Brief: Work through the data below line by line and say how many lines hold "page"; give only the number.
◆ ◆ ◆ ◆
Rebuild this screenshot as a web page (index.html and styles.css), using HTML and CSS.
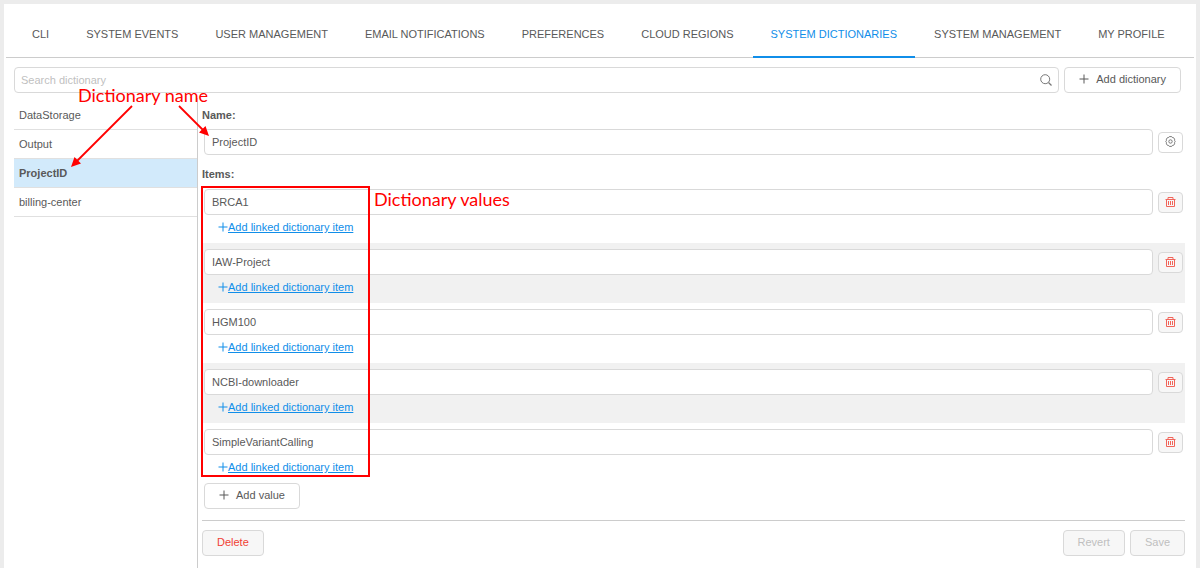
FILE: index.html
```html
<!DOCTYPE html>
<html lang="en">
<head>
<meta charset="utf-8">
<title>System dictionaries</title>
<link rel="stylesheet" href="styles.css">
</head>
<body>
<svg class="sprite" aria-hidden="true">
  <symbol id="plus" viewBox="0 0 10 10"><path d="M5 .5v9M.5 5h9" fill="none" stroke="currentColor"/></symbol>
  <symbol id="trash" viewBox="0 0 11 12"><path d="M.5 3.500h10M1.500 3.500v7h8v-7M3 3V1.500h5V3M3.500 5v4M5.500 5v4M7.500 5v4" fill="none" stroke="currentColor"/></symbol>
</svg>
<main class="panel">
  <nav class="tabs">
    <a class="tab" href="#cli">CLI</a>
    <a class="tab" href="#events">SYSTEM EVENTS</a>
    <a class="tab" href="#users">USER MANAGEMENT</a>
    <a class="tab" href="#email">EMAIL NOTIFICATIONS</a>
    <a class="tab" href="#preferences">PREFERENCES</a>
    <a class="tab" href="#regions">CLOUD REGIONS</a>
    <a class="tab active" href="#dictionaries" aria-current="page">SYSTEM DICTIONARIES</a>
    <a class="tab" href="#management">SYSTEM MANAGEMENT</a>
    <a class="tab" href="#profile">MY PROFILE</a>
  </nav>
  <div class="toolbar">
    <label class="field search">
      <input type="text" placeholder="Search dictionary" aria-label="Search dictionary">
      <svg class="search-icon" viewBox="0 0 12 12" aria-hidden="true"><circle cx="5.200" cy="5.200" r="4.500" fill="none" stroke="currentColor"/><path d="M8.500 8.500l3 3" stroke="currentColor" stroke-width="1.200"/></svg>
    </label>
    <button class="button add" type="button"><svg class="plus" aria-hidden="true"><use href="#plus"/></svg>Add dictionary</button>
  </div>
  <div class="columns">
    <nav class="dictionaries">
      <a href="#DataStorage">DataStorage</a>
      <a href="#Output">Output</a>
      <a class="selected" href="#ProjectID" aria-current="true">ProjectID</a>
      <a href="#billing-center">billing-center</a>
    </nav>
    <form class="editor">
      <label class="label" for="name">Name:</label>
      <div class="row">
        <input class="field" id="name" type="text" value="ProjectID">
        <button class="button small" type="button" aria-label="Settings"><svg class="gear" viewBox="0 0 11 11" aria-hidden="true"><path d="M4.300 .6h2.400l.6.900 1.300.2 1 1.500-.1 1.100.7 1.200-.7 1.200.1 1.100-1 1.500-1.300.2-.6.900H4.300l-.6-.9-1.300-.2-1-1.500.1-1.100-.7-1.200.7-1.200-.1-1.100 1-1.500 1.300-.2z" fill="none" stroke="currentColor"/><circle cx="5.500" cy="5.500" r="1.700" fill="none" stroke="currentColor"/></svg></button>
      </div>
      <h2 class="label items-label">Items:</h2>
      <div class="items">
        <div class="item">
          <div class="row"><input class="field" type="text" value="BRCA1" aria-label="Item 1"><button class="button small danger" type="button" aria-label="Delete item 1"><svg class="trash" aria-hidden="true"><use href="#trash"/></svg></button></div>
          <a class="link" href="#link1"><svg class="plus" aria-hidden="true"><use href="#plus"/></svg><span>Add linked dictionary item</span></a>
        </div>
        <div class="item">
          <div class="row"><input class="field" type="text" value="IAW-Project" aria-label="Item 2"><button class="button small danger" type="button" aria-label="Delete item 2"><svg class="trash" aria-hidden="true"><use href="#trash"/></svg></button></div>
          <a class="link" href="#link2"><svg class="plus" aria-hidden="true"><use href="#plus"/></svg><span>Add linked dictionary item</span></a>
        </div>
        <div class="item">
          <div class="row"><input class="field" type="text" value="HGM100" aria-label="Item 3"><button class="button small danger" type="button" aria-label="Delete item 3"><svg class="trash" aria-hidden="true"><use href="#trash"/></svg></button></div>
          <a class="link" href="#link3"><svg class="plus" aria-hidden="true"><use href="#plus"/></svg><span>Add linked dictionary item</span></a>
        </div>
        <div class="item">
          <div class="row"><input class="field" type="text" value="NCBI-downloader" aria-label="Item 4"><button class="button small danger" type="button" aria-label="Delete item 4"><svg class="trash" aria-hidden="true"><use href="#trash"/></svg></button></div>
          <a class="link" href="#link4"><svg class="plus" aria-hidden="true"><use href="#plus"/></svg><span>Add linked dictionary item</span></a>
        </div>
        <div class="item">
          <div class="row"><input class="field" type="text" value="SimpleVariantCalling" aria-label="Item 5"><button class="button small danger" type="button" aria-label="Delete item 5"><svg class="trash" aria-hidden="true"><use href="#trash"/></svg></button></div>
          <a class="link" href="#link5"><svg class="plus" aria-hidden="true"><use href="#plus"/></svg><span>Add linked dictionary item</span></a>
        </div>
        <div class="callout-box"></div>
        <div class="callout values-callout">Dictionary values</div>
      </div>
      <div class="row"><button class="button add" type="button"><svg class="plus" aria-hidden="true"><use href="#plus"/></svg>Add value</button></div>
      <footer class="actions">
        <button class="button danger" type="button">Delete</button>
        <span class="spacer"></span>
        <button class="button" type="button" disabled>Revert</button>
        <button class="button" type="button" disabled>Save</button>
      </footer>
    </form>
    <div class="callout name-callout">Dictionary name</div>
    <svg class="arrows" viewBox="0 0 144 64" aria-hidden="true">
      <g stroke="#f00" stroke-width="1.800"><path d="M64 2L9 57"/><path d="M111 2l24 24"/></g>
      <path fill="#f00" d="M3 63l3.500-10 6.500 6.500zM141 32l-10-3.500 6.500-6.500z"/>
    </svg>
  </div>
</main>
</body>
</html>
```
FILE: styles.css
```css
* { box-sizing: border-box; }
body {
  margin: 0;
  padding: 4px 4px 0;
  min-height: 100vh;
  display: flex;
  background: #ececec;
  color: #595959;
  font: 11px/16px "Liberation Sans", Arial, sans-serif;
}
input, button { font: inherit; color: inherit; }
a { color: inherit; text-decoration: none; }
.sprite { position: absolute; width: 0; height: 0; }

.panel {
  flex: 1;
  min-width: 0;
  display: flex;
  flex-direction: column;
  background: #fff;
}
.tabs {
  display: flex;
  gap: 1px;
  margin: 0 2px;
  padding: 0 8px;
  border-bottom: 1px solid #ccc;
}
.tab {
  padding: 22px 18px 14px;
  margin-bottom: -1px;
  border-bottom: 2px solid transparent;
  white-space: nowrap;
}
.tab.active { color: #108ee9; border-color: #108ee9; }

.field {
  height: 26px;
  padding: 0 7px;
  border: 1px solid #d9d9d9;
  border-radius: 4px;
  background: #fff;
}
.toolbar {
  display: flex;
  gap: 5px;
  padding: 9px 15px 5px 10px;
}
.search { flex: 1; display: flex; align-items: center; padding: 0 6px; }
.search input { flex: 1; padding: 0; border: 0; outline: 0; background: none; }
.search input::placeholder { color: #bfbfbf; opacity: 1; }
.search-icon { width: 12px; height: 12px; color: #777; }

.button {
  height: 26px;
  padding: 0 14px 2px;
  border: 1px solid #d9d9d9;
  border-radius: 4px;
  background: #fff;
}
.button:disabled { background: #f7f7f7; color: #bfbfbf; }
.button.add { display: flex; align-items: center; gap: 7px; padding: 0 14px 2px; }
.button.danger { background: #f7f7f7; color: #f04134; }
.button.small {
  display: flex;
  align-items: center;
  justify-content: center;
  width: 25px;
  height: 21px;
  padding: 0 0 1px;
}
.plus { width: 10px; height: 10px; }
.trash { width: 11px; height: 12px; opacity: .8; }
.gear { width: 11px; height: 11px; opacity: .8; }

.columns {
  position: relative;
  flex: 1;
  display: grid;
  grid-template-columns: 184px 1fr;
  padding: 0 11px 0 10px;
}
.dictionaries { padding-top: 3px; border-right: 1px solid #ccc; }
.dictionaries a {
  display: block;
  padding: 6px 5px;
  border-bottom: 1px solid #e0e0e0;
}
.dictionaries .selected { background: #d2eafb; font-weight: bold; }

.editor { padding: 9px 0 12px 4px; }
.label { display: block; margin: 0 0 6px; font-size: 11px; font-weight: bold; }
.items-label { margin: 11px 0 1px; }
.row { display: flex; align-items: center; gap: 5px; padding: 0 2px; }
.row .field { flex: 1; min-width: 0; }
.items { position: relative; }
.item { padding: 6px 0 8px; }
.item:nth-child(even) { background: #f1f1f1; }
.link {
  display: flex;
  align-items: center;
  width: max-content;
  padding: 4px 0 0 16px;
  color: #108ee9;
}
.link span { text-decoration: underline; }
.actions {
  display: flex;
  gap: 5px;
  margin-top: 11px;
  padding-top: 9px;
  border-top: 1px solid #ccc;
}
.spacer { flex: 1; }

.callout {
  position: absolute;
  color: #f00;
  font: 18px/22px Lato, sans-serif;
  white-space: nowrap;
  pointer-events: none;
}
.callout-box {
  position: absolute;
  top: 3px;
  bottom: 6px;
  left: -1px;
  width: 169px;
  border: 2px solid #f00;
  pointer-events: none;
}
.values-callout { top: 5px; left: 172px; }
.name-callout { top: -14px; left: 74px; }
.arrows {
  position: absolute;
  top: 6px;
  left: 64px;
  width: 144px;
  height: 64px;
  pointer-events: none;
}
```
◆ ◆ ◆ ◆
Expected answer: 2